= INSTRUCTIONS FOR THE TASK =
The material below should be written out in full and exactly; pictures stay out of the copy.

— Start of COLLECTED MATERIAL —

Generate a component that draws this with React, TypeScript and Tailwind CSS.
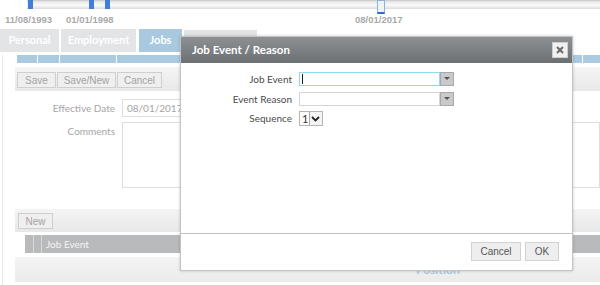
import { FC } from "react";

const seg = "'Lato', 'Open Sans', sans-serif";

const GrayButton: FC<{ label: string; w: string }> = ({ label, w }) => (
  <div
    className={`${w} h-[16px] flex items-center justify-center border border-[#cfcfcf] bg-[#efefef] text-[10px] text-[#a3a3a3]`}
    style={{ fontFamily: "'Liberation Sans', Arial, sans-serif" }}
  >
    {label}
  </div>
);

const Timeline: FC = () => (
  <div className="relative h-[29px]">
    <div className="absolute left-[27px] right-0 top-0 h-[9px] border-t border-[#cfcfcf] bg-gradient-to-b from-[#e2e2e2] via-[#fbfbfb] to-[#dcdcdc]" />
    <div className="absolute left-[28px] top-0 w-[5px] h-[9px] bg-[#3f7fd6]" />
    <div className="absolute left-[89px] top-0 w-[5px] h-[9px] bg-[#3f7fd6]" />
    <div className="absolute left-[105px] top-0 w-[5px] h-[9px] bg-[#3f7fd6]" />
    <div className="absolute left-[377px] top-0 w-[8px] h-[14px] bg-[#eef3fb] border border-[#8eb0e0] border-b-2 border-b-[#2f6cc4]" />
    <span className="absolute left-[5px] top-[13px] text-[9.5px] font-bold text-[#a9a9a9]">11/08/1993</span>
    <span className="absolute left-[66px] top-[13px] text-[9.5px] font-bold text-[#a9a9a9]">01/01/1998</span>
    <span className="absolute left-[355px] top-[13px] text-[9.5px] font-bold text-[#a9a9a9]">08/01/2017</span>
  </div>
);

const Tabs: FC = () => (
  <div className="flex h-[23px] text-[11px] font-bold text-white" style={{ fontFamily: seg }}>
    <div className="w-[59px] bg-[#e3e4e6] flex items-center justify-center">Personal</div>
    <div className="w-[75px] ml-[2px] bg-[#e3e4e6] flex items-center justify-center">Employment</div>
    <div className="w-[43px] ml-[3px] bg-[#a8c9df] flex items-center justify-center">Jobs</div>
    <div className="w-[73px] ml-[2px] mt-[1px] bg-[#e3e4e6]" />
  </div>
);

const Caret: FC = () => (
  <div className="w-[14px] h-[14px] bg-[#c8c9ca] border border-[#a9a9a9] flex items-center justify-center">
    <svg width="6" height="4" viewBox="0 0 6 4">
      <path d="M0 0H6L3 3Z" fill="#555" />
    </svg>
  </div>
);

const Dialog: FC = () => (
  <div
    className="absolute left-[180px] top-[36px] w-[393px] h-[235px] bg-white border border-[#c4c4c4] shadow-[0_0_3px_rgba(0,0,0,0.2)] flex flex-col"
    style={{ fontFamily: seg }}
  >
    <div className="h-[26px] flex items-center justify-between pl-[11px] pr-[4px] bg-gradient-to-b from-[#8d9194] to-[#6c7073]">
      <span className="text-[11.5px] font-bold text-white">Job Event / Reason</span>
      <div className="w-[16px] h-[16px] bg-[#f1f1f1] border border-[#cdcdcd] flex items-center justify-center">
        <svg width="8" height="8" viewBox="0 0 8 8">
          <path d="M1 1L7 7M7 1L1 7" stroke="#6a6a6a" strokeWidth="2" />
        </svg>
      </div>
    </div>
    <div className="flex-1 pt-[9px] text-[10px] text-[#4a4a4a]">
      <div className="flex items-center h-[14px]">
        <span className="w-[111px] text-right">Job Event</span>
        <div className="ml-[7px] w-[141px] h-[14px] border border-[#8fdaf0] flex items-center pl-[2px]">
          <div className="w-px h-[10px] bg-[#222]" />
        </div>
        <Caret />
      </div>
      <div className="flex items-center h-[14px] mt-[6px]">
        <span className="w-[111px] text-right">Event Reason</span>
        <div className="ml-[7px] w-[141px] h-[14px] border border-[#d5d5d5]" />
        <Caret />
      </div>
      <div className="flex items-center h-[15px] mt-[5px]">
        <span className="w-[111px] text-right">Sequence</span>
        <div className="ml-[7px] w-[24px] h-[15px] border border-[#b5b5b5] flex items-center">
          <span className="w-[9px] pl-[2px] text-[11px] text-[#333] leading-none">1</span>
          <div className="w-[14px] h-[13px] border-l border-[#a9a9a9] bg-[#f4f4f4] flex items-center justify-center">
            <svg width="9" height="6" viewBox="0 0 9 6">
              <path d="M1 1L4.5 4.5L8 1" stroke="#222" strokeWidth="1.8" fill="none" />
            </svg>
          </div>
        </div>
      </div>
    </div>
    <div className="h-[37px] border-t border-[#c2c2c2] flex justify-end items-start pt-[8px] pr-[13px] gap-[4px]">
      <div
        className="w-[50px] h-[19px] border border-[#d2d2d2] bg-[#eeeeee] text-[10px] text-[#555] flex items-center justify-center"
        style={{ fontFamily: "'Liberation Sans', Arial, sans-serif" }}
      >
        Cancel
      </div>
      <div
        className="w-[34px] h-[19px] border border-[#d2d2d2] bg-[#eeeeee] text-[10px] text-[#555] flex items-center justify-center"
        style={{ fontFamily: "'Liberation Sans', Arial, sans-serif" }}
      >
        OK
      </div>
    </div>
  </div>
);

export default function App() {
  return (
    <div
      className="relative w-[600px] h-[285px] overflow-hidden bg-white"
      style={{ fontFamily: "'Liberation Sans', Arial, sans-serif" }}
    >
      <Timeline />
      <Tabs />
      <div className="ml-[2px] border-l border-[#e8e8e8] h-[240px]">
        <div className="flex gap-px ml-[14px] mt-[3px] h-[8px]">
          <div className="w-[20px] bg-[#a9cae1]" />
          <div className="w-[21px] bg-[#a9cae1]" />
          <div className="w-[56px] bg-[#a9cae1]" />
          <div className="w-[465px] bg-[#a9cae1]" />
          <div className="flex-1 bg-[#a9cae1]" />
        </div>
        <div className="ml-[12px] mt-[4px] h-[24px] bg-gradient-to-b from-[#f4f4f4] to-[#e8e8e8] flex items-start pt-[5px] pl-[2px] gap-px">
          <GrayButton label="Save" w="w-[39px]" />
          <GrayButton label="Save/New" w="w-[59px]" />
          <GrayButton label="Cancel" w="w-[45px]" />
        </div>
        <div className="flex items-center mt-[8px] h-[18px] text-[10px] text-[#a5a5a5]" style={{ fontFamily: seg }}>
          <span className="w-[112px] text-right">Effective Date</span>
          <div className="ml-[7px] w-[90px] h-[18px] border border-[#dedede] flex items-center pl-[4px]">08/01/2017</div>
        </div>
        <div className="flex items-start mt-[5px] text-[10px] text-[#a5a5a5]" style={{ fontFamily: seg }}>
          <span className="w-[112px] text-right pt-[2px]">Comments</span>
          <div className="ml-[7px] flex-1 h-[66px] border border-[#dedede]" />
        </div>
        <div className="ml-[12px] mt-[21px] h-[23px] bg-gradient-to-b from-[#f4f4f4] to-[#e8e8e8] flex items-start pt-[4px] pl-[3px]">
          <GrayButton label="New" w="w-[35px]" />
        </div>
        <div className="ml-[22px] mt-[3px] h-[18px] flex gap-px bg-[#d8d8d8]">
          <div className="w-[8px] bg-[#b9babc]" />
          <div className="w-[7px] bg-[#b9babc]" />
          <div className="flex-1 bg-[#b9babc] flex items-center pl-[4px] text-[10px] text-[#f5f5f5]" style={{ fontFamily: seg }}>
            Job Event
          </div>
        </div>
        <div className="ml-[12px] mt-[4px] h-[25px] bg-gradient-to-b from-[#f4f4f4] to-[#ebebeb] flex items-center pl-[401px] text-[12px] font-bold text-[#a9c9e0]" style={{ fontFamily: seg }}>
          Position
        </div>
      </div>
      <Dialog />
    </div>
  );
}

— End of COLLECTED MATERIAL —

= RESULT OF THIS TASK =
Generate a component that draws this with React, TypeScript and Tailwind CSS.
import { FC } from "react";

const seg = "'Lato', 'Open Sans', sans-serif";

const GrayButton: FC<{ label: string; w: string }> = ({ label, w }) => (
  <div
    className={`${w} h-[16px] flex items-center justify-center border border-[#cfcfcf] bg-[#efefef] text-[10px] text-[#a3a3a3]`}
    style={{ fontFamily: "'Liberation Sans', Arial, sans-serif" }}
  >
    {label}
  </div>
);

const Timeline: FC = () => (
  <div className="relative h-[29px]">
    <div className="absolute left-[27px] right-0 top-0 h-[9px] border-t border-[#cfcfcf] bg-gradient-to-b from-[#e2e2e2] via-[#fbfbfb] to-[#dcdcdc]" />
    <div className="absolute left-[28px] top-0 w-[5px] h-[9px] bg-[#3f7fd6]" />
    <div className="absolute left-[89px] top-0 w-[5px] h-[9px] bg-[#3f7fd6]" />
    <div className="absolute left-[105px] top-0 w-[5px] h-[9px] bg-[#3f7fd6]" />
    <div className="absolute left-[377px] top-0 w-[8px] h-[14px] bg-[#eef3fb] border border-[#8eb0e0] border-b-2 border-b-[#2f6cc4]" />
    <span className="absolute left-[5px] top-[13px] text-[9.5px] font-bold text-[#a9a9a9]">11/08/1993</span>
    <span className="absolute left-[66px] top-[13px] text-[9.5px] font-bold text-[#a9a9a9]">01/01/1998</span>
    <span className="absolute left-[355px] top-[13px] text-[9.5px] font-bold text-[#a9a9a9]">08/01/2017</span>
  </div>
);

const Tabs: FC = () => (
  <div className="flex h-[23px] text-[11px] font-bold text-white" style={{ fontFamily: seg }}>
    <div className="w-[59px] bg-[#e3e4e6] flex items-center justify-center">Personal</div>
    <div className="w-[75px] ml-[2px] bg-[#e3e4e6] flex items-center justify-center">Employment</div>
    <div className="w-[43px] ml-[3px] bg-[#a8c9df] flex items-center justify-center">Jobs</div>
    <div className="w-[73px] ml-[2px] mt-[1px] bg-[#e3e4e6]" />
  </div>
);

const Caret: FC = () => (
  <div className="w-[14px] h-[14px] bg-[#c8c9ca] border border-[#a9a9a9] flex items-center justify-center">
    <svg width="6" height="4" viewBox="0 0 6 4">
      <path d="M0 0H6L3 3Z" fill="#555" />
    </svg>
  </div>
);

const Dialog: FC = () => (
  <div
    className="absolute left-[180px] top-[36px] w-[393px] h-[235px] bg-white border border-[#c4c4c4] shadow-[0_0_3px_rgba(0,0,0,0.2)] flex flex-col"
    style={{ fontFamily: seg }}
  >
    <div className="h-[26px] flex items-center justify-between pl-[11px] pr-[4px] bg-gradient-to-b from-[#8d9194] to-[#6c7073]">
      <span className="text-[11.5px] font-bold text-white">Job Event / Reason</span>
      <div className="w-[16px] h-[16px] bg-[#f1f1f1] border border-[#cdcdcd] flex items-center justify-center">
        <svg width="8" height="8" viewBox="0 0 8 8">
          <path d="M1 1L7 7M7 1L1 7" stroke="#6a6a6a" strokeWidth="2" />
        </svg>
      </div>
    </div>
    <div className="flex-1 pt-[9px] text-[10px] text-[#4a4a4a]">
      <div className="flex items-center h-[14px]">
        <span className="w-[111px] text-right">Job Event</span>
        <div className="ml-[7px] w-[141px] h-[14px] border border-[#8fdaf0] flex items-center pl-[2px]">
          <div className="w-px h-[10px] bg-[#222]" />
        </div>
        <Caret />
      </div>
      <div className="flex items-center h-[14px] mt-[6px]">
        <span className="w-[111px] text-right">Event Reason</span>
        <div className="ml-[7px] w-[141px] h-[14px] border border-[#d5d5d5]" />
        <Caret />
      </div>
      <div className="flex items-center h-[15px] mt-[5px]">
        <span className="w-[111px] text-right">Sequence</span>
        <div className="ml-[7px] w-[24px] h-[15px] border border-[#b5b5b5] flex items-center">
          <span className="w-[9px] pl-[2px] text-[11px] text-[#333] leading-none">1</span>
          <div className="w-[14px] h-[13px] border-l border-[#a9a9a9] bg-[#f4f4f4] flex items-center justify-center">
            <svg width="9" height="6" viewBox="0 0 9 6">
              <path d="M1 1L4.5 4.5L8 1" stroke="#222" strokeWidth="1.8" fill="none" />
            </svg>
          </div>
        </div>
      </div>
    </div>
    <div className="h-[37px] border-t border-[#c2c2c2] flex justify-end items-start pt-[8px] pr-[13px] gap-[4px]">
      <div
        className="w-[50px] h-[19px] border border-[#d2d2d2] bg-[#eeeeee] text-[10px] text-[#555] flex items-center justify-center"
        style={{ fontFamily: "'Liberation Sans', Arial, sans-serif" }}
      >
        Cancel
      </div>
      <div
        className="w-[34px] h-[19px] border border-[#d2d2d2] bg-[#eeeeee] text-[10px] text-[#555] flex items-center justify-center"
        style={{ fontFamily: "'Liberation Sans', Arial, sans-serif" }}
      >
        OK
      </div>
    </div>
  </div>
);

export default function App() {
  return (
    <div
      className="relative w-[600px] h-[285px] overflow-hidden bg-white"
      style={{ fontFamily: "'Liberation Sans', Arial, sans-serif" }}
    >
      <Timeline />
      <Tabs />
      <div className="ml-[2px] border-l border-[#e8e8e8] h-[240px]">
        <div className="flex gap-px ml-[14px] mt-[3px] h-[8px]">
          <div className="w-[20px] bg-[#a9cae1]" />
          <div className="w-[21px] bg-[#a9cae1]" />
          <div className="w-[56px] bg-[#a9cae1]" />
          <div className="w-[465px] bg-[#a9cae1]" />
          <div className="flex-1 bg-[#a9cae1]" />
        </div>
        <div className="ml-[12px] mt-[4px] h-[24px] bg-gradient-to-b from-[#f4f4f4] to-[#e8e8e8] flex items-start pt-[5px] pl-[2px] gap-px">
          <GrayButton label="Save" w="w-[39px]" />
          <GrayButton label="Save/New" w="w-[59px]" />
          <GrayButton label="Cancel" w="w-[45px]" />
        </div>
        <div className="flex items-center mt-[8px] h-[18px] text-[10px] text-[#a5a5a5]" style={{ fontFamily: seg }}>
          <span className="w-[112px] text-right">Effective Date</span>
          <div className="ml-[7px] w-[90px] h-[18px] border border-[#dedede] flex items-center pl-[4px]">08/01/2017</div>
        </div>
        <div className="flex items-start mt-[5px] text-[10px] text-[#a5a5a5]" style={{ fontFamily: seg }}>
          <span className="w-[112px] text-right pt-[2px]">Comments</span>
          <div className="ml-[7px] flex-1 h-[66px] border border-[#dedede]" />
        </div>
        <div className="ml-[12px] mt-[21px] h-[23px] bg-gradient-to-b from-[#f4f4f4] to-[#e8e8e8] flex items-start pt-[4px] pl-[3px]">
          <GrayButton label="New" w="w-[35px]" />
        </div>
        <div className="ml-[22px] mt-[3px] h-[18px] flex gap-px bg-[#d8d8d8]">
          <div className="w-[8px] bg-[#b9babc]" />
          <div className="w-[7px] bg-[#b9babc]" />
          <div className="flex-1 bg-[#b9babc] flex items-center pl-[4px] text-[10px] text-[#f5f5f5]" style={{ fontFamily: seg }}>
            Job Event
          </div>
        </div>
        <div className="ml-[12px] mt-[4px] h-[25px] bg-gradient-to-b from-[#f4f4f4] to-[#ebebeb] flex items-center pl-[401px] text-[12px] font-bold text-[#a9c9e0]" style={{ fontFamily: seg }}>
          Position
        </div>
      </div>
      <Dialog />
    </div>
  );
}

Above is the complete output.